When: Nov 13 2025 @ 1:00 PM
Where: Malone Hall 137
Categories:

Jon Hollenbach is will be presenting his thesis proposal on November 13th. Please see the details below:

 

Date and Time: November 13th, 1PM

Location: Malone 137

Zoom Link: https://JHUBlueJays.zoom.us/j/7428546704?pwd=YlVFcVVoUk5SVDR0RjJsQTROSDhUUT09

Advisor: Prof. Mitra Taheri

 

Title: Data-Driven Autonomous Electron Microscopy: Enabling low-latency control and machine learning for defect engineering in 2D Materials

Abstract: Transmission Electron Microscopy (TEM) offers an exciting platform for the autonomous discovery and processing of materials through multi-modal sensing, precise electron-photon optics, and low-latency controls. The focused electron probe of the TEM, combined with in situ capabilities and direct detection systems, is uniquely equipped for manipulating point defects in two-dimensional materials such as graphene, transition metal dichalcogenides (TMDs), and hexagonal boron nitride (hBN). By enabling atomically precise creation and manipulation of defect arrays within these materials, TEM facilitates the exploration of structures that are critical for the development of quantum devices and single-photon emitters. Achieving reliable processing at the atomic scale necessitates low-latency control over the instrument, as well as rapid analysis and decision-making of large, multi-modal datasets.
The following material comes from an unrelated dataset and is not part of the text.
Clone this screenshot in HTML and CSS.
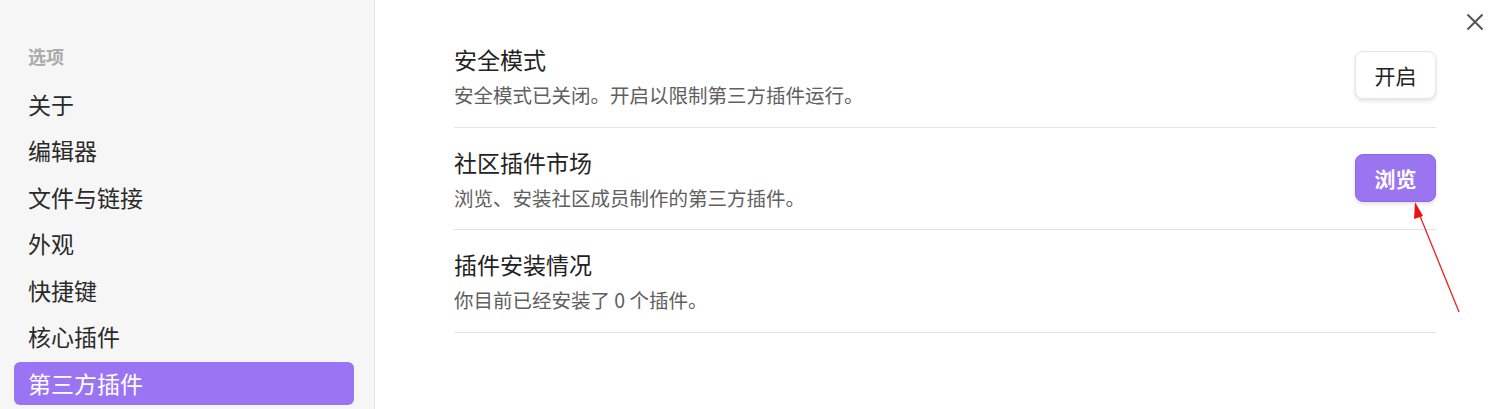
FILE: index.html
```html
<!DOCTYPE html>
<html lang="zh-CN">
<head>
<meta charset="utf-8">
<title>设置 - 第三方插件</title>
<link rel="stylesheet" href="styles.css">
</head>
<body>
<div class="modal">
  <nav class="sidebar">
    <div class="nav-header">选项</div>
    <div class="nav-item">关于</div>
    <div class="nav-item">编辑器</div>
    <div class="nav-item">文件与链接</div>
    <div class="nav-item">外观</div>
    <div class="nav-item">快捷键</div>
    <div class="nav-item">核心插件</div>
    <div class="nav-item is-active">第三方插件</div>
  </nav>
  <main class="content">
    <div class="setting">
      <div class="info">
        <div class="name">安全模式</div>
        <div class="desc">安全模式已关闭。开启以限制第三方插件运行。</div>
      </div>
      <button class="btn">开启</button>
    </div>
    <div class="setting">
      <div class="info">
        <div class="name">社区插件市场</div>
        <div class="desc">浏览、安装社区成员制作的第三方插件。</div>
      </div>
      <button class="btn btn-cta">浏览</button>
    </div>
    <div class="setting">
      <div class="info">
        <div class="name">插件安装情况</div>
        <div class="desc">你目前已经安装了 0 个插件。</div>
      </div>
    </div>
  </main>
  <button class="close" aria-label="关闭">
    <svg width="18" height="18" viewBox="0 0 18 18"><path d="M1.5 1.5 L16.5 16.5 M16.5 1.5 L1.5 16.5" stroke="#555" stroke-width="2" fill="none"/></svg>
  </button>
  <svg class="annotation" width="66" height="120" viewBox="0 0 66 120">
    <line x1="59" y1="113" x2="20" y2="17" stroke="#f02020" stroke-width="1.3"/>
    <polygon points="15,3 23,17 14,20" fill="#f01010"/>
  </svg>
</div>
</body>
</html>
```
FILE: styles.css
```css
* { box-sizing: border-box; }
html, body {
  margin: 0;
  padding: 0;
  background: #ffffff;
}
body {
  font-family: "Noto Sans CJK SC", "Noto Sans", sans-serif;
  color: #222222;
  overflow: hidden;
}
.modal {
  position: relative;
  display: flex;
  width: 1512px;
  height: 409px;
  overflow: hidden;
}
.sidebar {
  width: 375px;
  flex: none;
  background: #f6f6f6;
  border-right: 1px solid #e3e3e3;
  padding: 44px 20px 0 14px;
}
.nav-header {
  font-size: 18px;
  font-weight: 700;
  color: #ababab;
  line-height: 24px;
  padding-left: 14px;
  margin-bottom: 14.5px;
}
.nav-item {
  height: 43px;
  line-height: 43px;
  margin-bottom: 3.5px;
  padding-left: 14px;
  font-size: 23px;
  color: #2a2a2a;
  border-radius: 6px;
  white-space: nowrap;
}
.nav-item.is-active {
  background: #9b74f4;
  color: #ffffff;
}
.content {
  flex: 1;
  padding: 25px 76px 0 79px;
}
.setting {
  display: flex;
  align-items: center;
  padding: 18px 0 16.5px;
  border-bottom: 1px solid #e3e3e3;
}
.info {
  flex: 1;
}
.name {
  font-size: 23px;
  line-height: 32px;
  color: #222222;
}
.desc {
  font-size: 19.5px;
  line-height: 30px;
  margin-top: 5px;
  color: #606060;
}
.btn {
  width: 81px;
  height: 48px;
  margin-bottom: 3px;
  border: 1px solid #e6e6e6;
  border-radius: 8px;
  background: #ffffff;
  box-shadow: 0 2px 4px rgba(0,0,0,0.12);
  font-family: "Noto Sans CJK SC", sans-serif;
  font-size: 21px;
  color: #222222;
  padding: 0;
}
.btn-cta {
  background: #9b74f1;
  border-color: #8f68e4;
  color: #ffffff;
  font-weight: 700;
}
.close {
  position: absolute;
  top: 13px;
  right: 28px;
  width: 18px;
  height: 18px;
  padding: 0;
  border: 0;
  background: none;
}
.close svg { display: block; }
.annotation {
  position: absolute;
  left: 1400px;
  top: 199px;
}
```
This work highlights advancements that address these challenges as part of a cohesive framework for autonomous TEM control.

Machine learning (ML) has proven to be an effective approach for analyzing information-dense detection modes, including hyperspectral imaging, 4D STEM, and in situ experimentation, particularly for feature extraction, classification, and decision-making. We demonstrate how deep learning methods can provide unsupervised analysis of experimental data, linking clusters within datasets to computationally generated structures. In this context, decision-making based on ML results can either follow a human-in-the-loop approach defined by scientists or leverage custom-built agentic models to generate hypotheses and guide experimental actions.

Control frameworks for TEM are rapidly evolving to meet the needs of laboratory automation. Current frameworks often struggle with latency and flexibility, necessitating the development of a new autonomy framework presented in this work. Given the complexity of TEM systems, which involve hardware and software from multiple vendors and limited application programming interfaces (APIs), our framework aims to unify all control endpoints and streamline data analysis and feedback control. This is achieved through an asynchronous control interface that abstracts endpoint-specific functions into generalized instrument commands, a dedicated inference server that ingests data from all detectors and automates the analysis process, and an experiment database for tracking actions, data, and analyses across experiments. Consequently, this framework serves as both an automation platform for scientist-defined experimentation and a testing ground for autonomous control models, including reinforcement learning and large language model (LLM) agent control models.